- Cover of Spider-Man Loves Mary Jane #1. Artwork by Takeshi Miyazawa.

Publication information
- Publisher: Marvel Comics
- Schedule: Monthly
- Format: Ongoing
- Publication date: Mary Jane miniseries:; June 2004 – June 2005; Season 1:; December 2005 – July 2007; Season 2:; August 2008 – April 2009;
- No. of issues: 20
- Main character: Mary Jane Watson

Creative team
- Written by: Sean McKeever
- Artist(s): Takeshi Miyazawa David Hahn
- Colorist: Christina Strain

= Spider-Man Loves Mary Jane =

American comic book

Spider-Man Loves Mary Jane, originally known simply as Mary Jane, is an American manga-influenced comic book series focusing on a teenage Mary Jane Watson, the romantic interest of superhero Spider-Man. The series, published by Marvel Comics, is a teen drama set outside the regular Marvel continuity and aimed at teenage girls as opposed to the traditional male comic book audience.

Originally written by Sean McKeever with art by penciller Takeshi Miyazawa (who left after issue #15 and was replaced by David Hahn, but continued providing covers) and colorist Christina Strain, the series began publication in December 2005 and was preceded by two miniseries from the series' original creative team, Mary Jane in 2004 and Mary Jane: Homecoming in 2005.

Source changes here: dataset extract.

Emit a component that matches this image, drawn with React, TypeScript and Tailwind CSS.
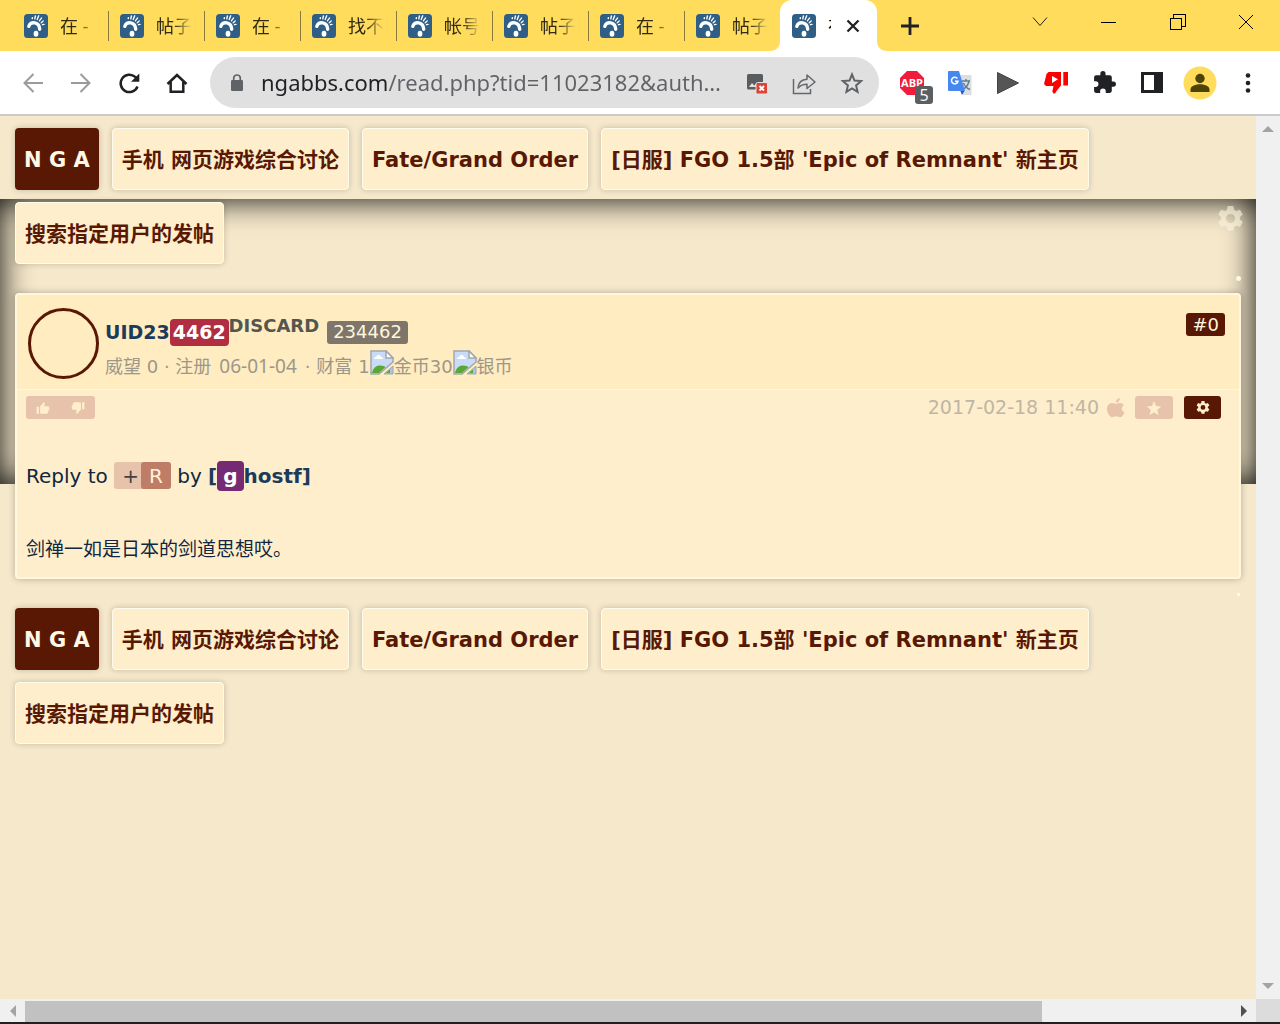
import type { ReactNode } from 'react';

const tabs = ['在 -', '帖子', '在 -', '找不', '帐号', '帖子', '在 -', '帖子'];

function SiteIcon() {
  return (
    <svg viewBox="0 0 24 24" className="size-6 shrink-0" aria-hidden="true">
      <rect width="24" height="24" rx="3.5" fill="#2f5f86" />
      <path d="M4.800 12.300C5.500 9.500 8 8.300 10.800 8.900c3.200.7 4.700 3 4.900 6.300" fill="none" stroke="#fff" strokeWidth="3.400" strokeLinecap="round" />
      <ellipse cx="12" cy="19.800" rx="2.400" ry="3" fill="#fff" />
      <g stroke="#fff" strokeLinecap="round" fill="none">
        <path d="M8.200 4.600l.2-1M10.800 4.800l.6-2.800M13.200 5.400l1.500-3.600" strokeWidth="1.400" />
        <path d="M15.400 6.900l2.200-3M17.200 8.700l2-1.800M18.400 10.700l1.700-.4" strokeWidth="1.300" />
      </g>
    </svg>
  );
}

function ToolButton({ label, children, className = '' }: { label: string; children: ReactNode; className?: string }) {
  return (
    <button type="button" aria-label={label} className={`flex w-12 shrink-0 items-center justify-center ${className}`}>
      {children}
    </button>
  );
}

function TabStrip() {
  return (
    <div className="flex h-[51px] bg-[#ffdc5c] pl-[13px]">
      <div role="tablist" aria-label="Tabs" className="flex">
        {tabs.map((title, i) => (
          <button
            key={i}
            type="button"
            role="tab"
            aria-selected="false"
            className="flex w-24 items-center gap-3 pl-[11px]"
          >
            <SiteIcon />
            <span className="w-9 text-left text-lg whitespace-nowrap text-[#302a14] [mask-image:linear-gradient(90deg,#000_50%,transparent)]">
              {title}
            </span>
            <span className={`ml-auto h-[30px] w-px ${i < 7 ? 'bg-[#8a7a3c]' : ''}`} />
          </button>
        ))}
        <div className="relative -ml-px flex w-[97px] items-center rounded-t-xl bg-white pl-3">
          <svg viewBox="0 0 10 10" className="absolute bottom-0 -left-2.5 size-2.5" aria-hidden="true">
            <path d="M10 0v10H0C6 10 10 6 10 0z" fill="#fff" />
          </svg>
          <svg viewBox="0 0 10 10" className="absolute -right-2.5 bottom-0 size-2.5" aria-hidden="true">
            <path d="M0 0v10h10C4 10 0 6 0 0z" fill="#fff" />
          </svg>
          <button type="button" role="tab" aria-selected="true" className="flex items-center gap-3">
            <SiteIcon />
            <span className="w-[3px] overflow-hidden text-left text-lg whitespace-nowrap">在</span>
          </button>
          <button type="button" aria-label="Close tab" className="ml-2.5 p-1">
            <svg viewBox="0 0 16 16" className="size-4" fill="none" stroke="#202124" strokeWidth="2.300">
              <path d="M2.500 2.500l11 11M13.500 2.500l-11 11" />
            </svg>
          </button>
        </div>
      </div>
      <button type="button" aria-label="New tab" className="ml-6 self-center">
        <svg viewBox="0 0 18 18" className="size-[18px]" fill="none" stroke="#202124" strokeWidth="2.800">
          <path d="M9 0v18M0 9h18" />
        </svg>
      </button>
      <div className="ml-auto flex h-11">
        <button type="button" aria-label="Search tabs" className="flex w-[68px] items-center justify-center">
          <svg viewBox="0 0 16 16" className="size-4" fill="none" stroke="#222">
            <path d="M1 3.500l7 8 7-8" />
          </svg>
        </button>
        <button type="button" aria-label="Minimize" className="flex w-[69px] items-center justify-center">
          <span className="h-px w-[15px] bg-black" />
        </button>
        <button type="button" aria-label="Restore" className="flex w-[69px] items-center justify-center">
          <svg viewBox="0 0 16 16" className="size-4" fill="none" stroke="#000" shapeRendering="crispEdges">
            <path d="M.5 4.500h11v11H.5zM3.500 4V.5h12v11.500H12" />
          </svg>
        </button>
        <button type="button" aria-label="Close" className="flex w-[68px] items-center justify-center">
          <svg viewBox="0 0 16 16" className="size-4" fill="none" stroke="#000">
            <path d="M1 1l14 14M15 1L1 15" />
          </svg>
        </button>
      </div>
    </div>
  );
}

function Toolbar() {
  return (
    <div className="flex h-[65px] items-center border-b-2 border-[#cacacc] bg-white pr-2 pl-[9px]">
      <ToolButton label="Back">
        <svg viewBox="0 0 24 24" className="size-6" fill="none" stroke="#9b9b9b" strokeWidth="2">
          <path d="M22 12H4M12.500 3L3.500 12l9 9" />
        </svg>
      </ToolButton>
      <ToolButton label="Forward">
        <svg viewBox="0 0 24 24" className="size-6" fill="none" stroke="#9b9b9b" strokeWidth="2">
          <path d="M2 12h18M11.500 3l9 9-9 9" />
        </svg>
      </ToolButton>
      <ToolButton label="Reload">
        <svg viewBox="0 0 24 24" className="size-6">
          <path d="M20.500 15.500A8.700 8.700 0 1 1 18.200 5.900L21 8.800" fill="none" stroke="#202124" strokeWidth="2.500" />
          <path d="M22.300 2.500v8.300H14z" fill="#202124" />
        </svg>
      </ToolButton>
      <ToolButton label="Home">
        <svg viewBox="0 0 24 24" className="size-6" fill="none" stroke="#202124" strokeWidth="2.500">
          <path d="M2.500 13L12 4l9.500 9M5.700 11v9.700h12.600V11" />
        </svg>
      </ToolButton>
      <div className="ml-[9px] flex h-[51px] min-w-0 flex-1 items-center rounded-full bg-[#e0e0e0] pr-[3px] pl-5">
        <svg viewBox="0 0 14 18" className="h-[18px] w-3.5 shrink-0" aria-hidden="true">
          <rect x="1" y="6" width="12" height="11" rx="1.200" fill="#5f6368" />
          <path d="M3.700 7V4.300a3.300 3.300 0 0 1 6.600 0V7" fill="none" stroke="#5f6368" strokeWidth="1.700" />
        </svg>
        <input
          type="text"
          aria-label="Address"
          readOnly
          value="ngabbs.com/read.php?tid=11023182&auth…"
          className="ml-[17px] min-w-0 flex-1 bg-[linear-gradient(90deg,#202124_126px,#606266_126px)] bg-clip-text font-['Noto_Sans'] text-[22px] text-transparent outline-none"
        />
        <ToolButton label="Images blocked">
          <svg viewBox="0 0 24 24" className="size-6">
            <rect x="3" y="3" width="16" height="15.500" rx="1.500" fill="#5a5d60" />
            <path d="M5 16l3-4 2.300 2.500 1.200-1.500 1.500 1.500V16z" fill="#e0e0e0" />
            <rect x="12" y="11.500" width="11.500" height="11.500" rx="1.500" fill="#db4437" stroke="#e0e0e0" />
            <path d="M15.500 15l4.500 4.500M20 15l-4.500 4.500" stroke="#fff" strokeWidth="1.800" />
          </svg>
        </ToolButton>
        <ToolButton label="Share">
          <svg viewBox="0 0 24 24" className="size-6" fill="none" stroke="#65686b" strokeWidth="1.500">
            <path d="M1.500 8v14.500h17V18" />
            <path d="M6 17c.5-6 3.500-8.500 9-8.800V4l8 7-8 6.500v-4.200c-4 0-6.500 1-9 3.700z" strokeLinejoin="round" />
          </svg>
        </ToolButton>
        <ToolButton label="Bookmark">
          <svg viewBox="0 0 24 24" className="size-6" fill="none" stroke="#606367" strokeWidth="2">
            <path d="M12 3.500l2.500 6.100 6.600.5-5 4.300 1.500 6.400L12 17.400l-5.600 3.400 1.500-6.400-5-4.300 6.600-.5z" />
          </svg>
        </ToolButton>
      </div>
      <ToolButton label="Ad blocker" className="relative ml-[9px]">
        <svg viewBox="0 0 24 24" className="size-6">
          <path d="M7 0h10l7 7v10l-7 7H7l-7-7V7z" fill="#f01c3c" />
          <text x="12" y="16" textAnchor="middle" fill="#fff" fontFamily="Open Sans" fontSize="11" fontWeight="700">ABP</text>
        </svg>
        <span className="absolute top-[15px] right-[3px] flex size-[18px] items-center justify-center rounded-[3px] bg-[#5c5f62] font-['Open_Sans'] text-base leading-none text-white">5</span>
      </ToolButton>
      <ToolButton label="Translate">
        <svg viewBox="0 0 24 24" className="size-6">
          <path d="M9 4h14.500v20H15z" fill="#dcdee2" />
          <path d="M14 10h8M18 8v2M21 10c-.8 4-3 7-6 8M15.500 12c1 3 3 5 6.500 6.500" fill="none" stroke="#607d8b" strokeWidth="1.400" />
          <path d="M12 19h5l-3 5z" fill="#2a50c0" />
          <path d="M1 0h10l6 20H1a1 1 0 0 1-1-1V1a1 1 0 0 1 1-1z" fill="#4688f0" />
          <path d="M9.400 7.500A3.300 3.300 0 1 0 10 10.300H7" fill="none" stroke="#fff" strokeWidth="1.500" />
        </svg>
      </ToolButton>
      <ToolButton label="Play">
        <svg viewBox="0 0 24 24" className="size-6">
          <path d="M1.500 1.500L22.500 12l-21 10.500z" fill="#555" stroke="#444" />
        </svg>
      </ToolButton>
      <ToolButton label="Dislikes">
        <svg viewBox="0 0 24 24" className="size-6" fill="#f00">
          <path d="M4.500 1H17v13.500L12.500 20l-1.500 2.500H9.500L8.300 20.500l1.200-5.500H2L0 13l2.500-10z" />
          <path d="M19.300 1H24v13.500h-4.700z" />
          <path d="M8 5l6 3.300L8 12z" fill="#fff" />
        </svg>
      </ToolButton>
      <ToolButton label="Extensions">
        <svg viewBox="0 0 24 24" className="size-[25px]" fill="#202124">
          <path d="M20.500 11H19V7a2 2 0 0 0-2-2h-4V3.500a2.500 2.500 0 0 0-5 0V5H4a2 2 0 0 0-2 2v3.800h1.500a2.700 2.700 0 0 1 0 5.400H2V20c0 1.100.9 2 2 2h3.800v-1.500a2.700 2.700 0 0 1 5.400 0V22H17a2 2 0 0 0 2-2v-4h1.500a2.500 2.500 0 0 0 0-5z" />
        </svg>
      </ToolButton>
      <ToolButton label="Side panel">
        <svg viewBox="0 0 22 22" className="size-[22px]">
          <rect x="1.500" y="1.500" width="19" height="18" fill="none" stroke="#202124" strokeWidth="3" />
          <path d="M13 1h8v19h-8z" fill="#202124" />
        </svg>
      </ToolButton>
      <ToolButton label="Profile">
        <svg viewBox="0 0 34 34" className="size-[34px]">
          <circle cx="17" cy="17" r="16.500" fill="#ffdc5c" />
          <circle cx="17" cy="12.500" r="4.700" fill="#4f4207" />
          <path d="M7.500 26v-2.500c0-3.700 5.500-5.200 9.500-5.200s9.500 1.500 9.500 5.200V26z" fill="#4f4207" />
        </svg>
      </ToolButton>
      <ToolButton label="Menu">
        <svg viewBox="0 0 24 24" className="size-6" fill="#202124">
          <circle cx="12" cy="4.500" r="2.300" />
          <circle cx="12" cy="12" r="2.300" />
          <circle cx="12" cy="19.500" r="2.300" />
        </svg>
      </ToolButton>
    </div>
  );
}

const crumbs = ['手机 网页游戏综合讨论', 'Fate/Grand Order', "[日服] FGO 1.5部 'Epic of Remnant' 新主页", '搜索指定用户的发帖'];

function Breadcrumbs({ label }: { label: string }) {
  return (
    <nav aria-label={label} className="flex flex-wrap gap-x-[13px] gap-y-3 text-[21px] font-bold">
      <a href="#home" className="flex h-[62px] items-center rounded-sm bg-[#591804] px-[9px] pt-1 text-[#fff8e7] shadow-[0_0_6px_#0003]">
        N G A
      </a>
      {crumbs.map((text) => (
        <a
          key={text}
          href="#forum"
          className="flex h-[62px] items-center rounded-sm border border-[#fffcee] bg-[#ffeecb] px-[9px] pt-1 text-[#591804] shadow-[0_0_6px_#0003]"
        >
          {text}
        </a>
      ))}
    </nav>
  );
}

function Gear({ className }: { className: string }) {
  return (
    <svg viewBox="0 0 24 24" className={className} fill="currentColor" aria-hidden="true">
      <path
        fillRule="evenodd"
        d="M9.500 0h5l.6 3.400 2 1.100 3.300-1.200 2.500 4.300-2.600 2.300v2.200l2.600 2.200-2.500 4.300-3.300-1.100-2 1.200-.6 3.300h-5l-.6-3.300-2-1.200-3.300 1.100-2.500-4.300 2.600-2.200V9.900L1.100 7.600l2.500-4.300 3.300 1.200 2-1.100zM12 7a4.100 4.100 0 1 0 0 8.200A4.100 4.100 0 0 0 12 7z"
      />
    </svg>
  );
}

function BrokenImage() {
  return (
    <svg viewBox="0 0 24 25" className="mb-2 h-[25px] w-6 shrink-0" aria-hidden="true">
      <path d="M1 1h15l7 7v4L9 24H1z" fill="#c8dcf8" stroke="#a4a6aa" strokeWidth="1.500" />
      <path d="M2 23c1-5 4-7.500 8-7.500 3 0 4.500.8 5.500 1.500L9 23z" fill="#58a834" />
      <path d="M4 9c0-2 2-2 2-2 1-3 5-2 5 0 2 0 2 2 2 2z" fill="#fff" />
      <path d="M16 1v7h7z" fill="#fff" stroke="#a4a6aa" strokeWidth="1.500" />
      <path d="M23 16v8h-9z" fill="#a9c4e6" stroke="#a4a6aa" />
      <path d="M20 19.500V23h-4z" fill="#58a834" />
    </svg>
  );
}

const thumb =
  'M1 10h4v12H1zM22.500 11c0-1.100-.9-2-2-2h-6.300l1-4.600V4c0-.4-.2-.8-.4-1l-1.100-1.100L7.600 8.400C7.200 8.800 7 9.300 7 10v10c0 1.100.9 2 2 2h9c.8 0 1.500-.5 1.800-1.200l3-7.100c.1-.2.2-.5.2-.7z';

function Post() {
  return (
    <article className="rounded-sm border-2 border-[#fff8df] bg-[#ffeecb] shadow-[0_0_7px_#0004]">
      <header className="flex h-[95px] items-start border-b border-[#fff6de] bg-[#ffecc1] pr-3.5 pl-[11px]">
        <span className="mt-[13px] size-[71px] shrink-0 rounded-full border-[3px] border-[#591804]" />
        <div className="ml-1.5 min-w-0 flex-1 pt-[19px] whitespace-nowrap">
          <div className="flex h-9 items-center text-[19px] font-bold">
            <a href="#user" className="flex items-center text-[#1c3b5c]">
              UID23
              <span className="flex h-[27px] items-center rounded-sm bg-[#b12d42] px-[3px] text-white">4462</span>
            </a>
            <span className="mb-3 text-lg text-[#555550]">DISCARD</span>
            <span className="ml-2 flex h-[23px] items-center rounded-[3px] bg-[#7f766b] px-1.5 text-lg font-normal text-[#fff5dc]">234462</span>
          </div>
          <div className="flex h-[33px] items-center text-lg text-[#9d9789]">
            威望 0 · 注册 <span className="mx-2 font-['Noto_Sans'] text-[19px]">06-01-04</span> · 财富{' '}
            <span className="ml-1.5">1</span>
            <BrokenImage />
            金币30
            <BrokenImage />
            银币
          </div>
        </div>
        <a href="#floor" className="mt-[18px] flex h-[23px] items-center rounded-[3px] bg-[#591804] px-1.5 text-lg text-[#fff5dc]">#0</a>
      </header>
      <div className="flex h-[35px] items-center pr-[18px] pl-[9px]">
        <div className="flex h-[23px] w-[69px] items-center justify-around rounded-[3px] bg-[#e6c3aa] text-[#ffeecb]">
          <button type="button" aria-label="Like">
            <svg viewBox="0 0 24 24" className="size-3.5" fill="currentColor"><path d={thumb} /></svg>
          </button>
          <button type="button" aria-label="Dislike">
            <svg viewBox="0 0 24 24" className="size-3.5 rotate-180" fill="currentColor"><path d={thumb} /></svg>
          </button>
        </div>
        <time dateTime="2017-02-18T11:40" className="ml-auto text-[19px] text-[#beb6a7]">2017-02-18 11:40</time>
        <svg viewBox="0 0 18 20" className="ml-2 h-5 w-[18px]" fill="#e6c3aa" aria-hidden="true">
          <path d="M9 6c1-.1 2.300-1 4-.9 1.800.1 3 1 3.800 2.100-3 1.900-2.600 5.700.7 7-.7 2-2.500 4.900-4.300 5-1.600.1-2-.9-4-.9s-2.500.9-4 .9C2.500 19.100 0 14.500 0 11c0-3.700 2.300-5.900 4.800-5.900C6.500 5.100 7.800 6 9 6zM8.800 4.700C8.700 2.300 10.700.3 12.900 0c.2 2.500-1.900 4.600-4.100 4.700z" />
        </svg>
        <button type="button" aria-label="Favorite" className="ml-2.5 flex h-[23px] w-[38px] items-center justify-center rounded-[3px] bg-[#e6c3aa] text-[#ffeecb]">
          <svg viewBox="0 0 24 24" className="size-4" fill="currentColor"><path d="M12 1.500l3 7.500 8 .6-6.100 5.200 1.900 7.900L12 18.400l-6.800 4.300 1.900-7.900L1 9.600 9 9z" /></svg>
        </button>
        <button type="button" aria-label="Post options" className="ml-[11px] flex h-[23px] w-[37px] items-center justify-center rounded-[3px] bg-[#591804] text-[#ffeecb]">
          <Gear className="size-3.5" />
        </button>
      </div>
      <div className="px-[9px] pt-8 pb-[9px] text-[#10273f]">
        <p className="flex h-[37px] items-center text-xl whitespace-pre">
          Reply to <a href="#expand" className="flex h-[27px] items-center rounded-[3px] bg-[#e6c3aa] pl-2 text-[#3c4544]">+<span className="ml-0.5 flex h-full items-center rounded-[3px] bg-[#bf7c67] px-2 text-[#fff0d8]">R</span></a> by{' '}
          <a href="#author" className="flex items-center font-bold text-[#1c3b5c]">
            [<span className="flex h-[30px] items-center rounded-sm bg-[#772a74] px-1.5 text-white">g</span>hostf]
          </a>
        </p>
        <p className="mt-[37px] text-[19px] leading-[37px]">剑禅一如是日本的剑道思想哎。</p>
      </div>
    </article>
  );
}

export default function App() {
  return (
    <div className="flex min-h-screen flex-col bg-[#f5e8cb] font-['DejaVu_Sans','Noto_Sans_CJK_SC',sans-serif]">
      <header className="font-['Open_Sans','Noto_Sans_CJK_SC',sans-serif]">
        <TabStrip />
        <Toolbar />
      </header>
      <div className="flex flex-1">
        <main className="relative min-w-0 flex-1 px-[15px] pt-3">
          <div className="absolute inset-x-0 top-[83px] h-[285px] shadow-[inset_0_0_32px_#000]" />
          <button type="button" aria-label="Settings" className="absolute top-[90px] right-3 text-[#fff6e0]/60">
            <Gear className="size-[27px]" />
          </button>
          <span className="absolute top-40 right-[15px] size-[5px] rounded-full bg-[#fff6df]" />
          <span className="absolute top-[477px] right-4 size-[3px] bg-[#fff9e6]" />
          <div className="relative flex flex-col gap-[29px]">
            <Breadcrumbs label="Location" />
            <Post />
            <Breadcrumbs label="Footer location" />
          </div>
        </main>
        <div className="flex w-6 flex-col items-center justify-between bg-[#f0f0f0] py-2.5">
          <svg viewBox="0 0 12 6" className="h-1.5 w-3" fill="#a3a3a3" aria-hidden="true"><path d="M6 0l6 6H0z" /></svg>
          <svg viewBox="0 0 12 6" className="h-1.5 w-3" fill="#a3a3a3" aria-hidden="true"><path d="M6 6l6-6H0z" /></svg>
        </div>
      </div>
      <div className="flex h-[25px] border-b-2 border-[#202020] bg-[#f0f0f0]">
        <div className="flex w-[25px] items-center justify-center">
          <svg viewBox="0 0 6 12" className="h-3 w-1.5" fill="#a3a3a3" aria-hidden="true"><path d="M0 6l6-6v12z" /></svg>
        </div>
        <div className="flex flex-1 pt-0.5">
          <div className="mr-[189px] flex-1 bg-[#c1c1c1]" />
        </div>
        <div className="flex w-[25px] items-center justify-center">
          <svg viewBox="0 0 6 12" className="h-3 w-1.5" fill="#505050" aria-hidden="true"><path d="M6 6L0 0v12z" /></svg>
        </div>
        <div className="w-6 bg-[#dcdcdc]" />
      </div>
    </div>
  );
}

The original series ended in July 2007 with issue #20 and was followed by a five-issue miniseries, Spider-Man Loves Mary Jane Season 2, in August 2008 by writer Terry Moore and artist Craig Rousseau.

==Publication history==
The initial four-issue miniseries, Mary Jane, originally intended as an ongoing series, began publication in June 2004 under the Marvel Age imprint, a line of comic books by Marvel Comics aimed at younger readers. Marvel had decided to launch a comic book series with a female lead to attract young female readers after seeing a growing number of girls becoming comic readers through manga, and had chosen Mary Jane Watson because of her popularity stemming from the Spider-Man film series (Spider-Man 2 was released two weeks after Mary Jane #1). Mary Jane was also the subject of a popular young adult novel by Judith O'Brien the year before. However, due to low sales the series was discontinued after its fourth issue, with Marvel waiting to see how the digest-sized trade paperback collecting the four issues would sell, before deciding whether the series should be canceled for good or not. Simultaneously, a collected edition of the series was also released in magazine size with a cardstock cover, exclusively available at Target Stores.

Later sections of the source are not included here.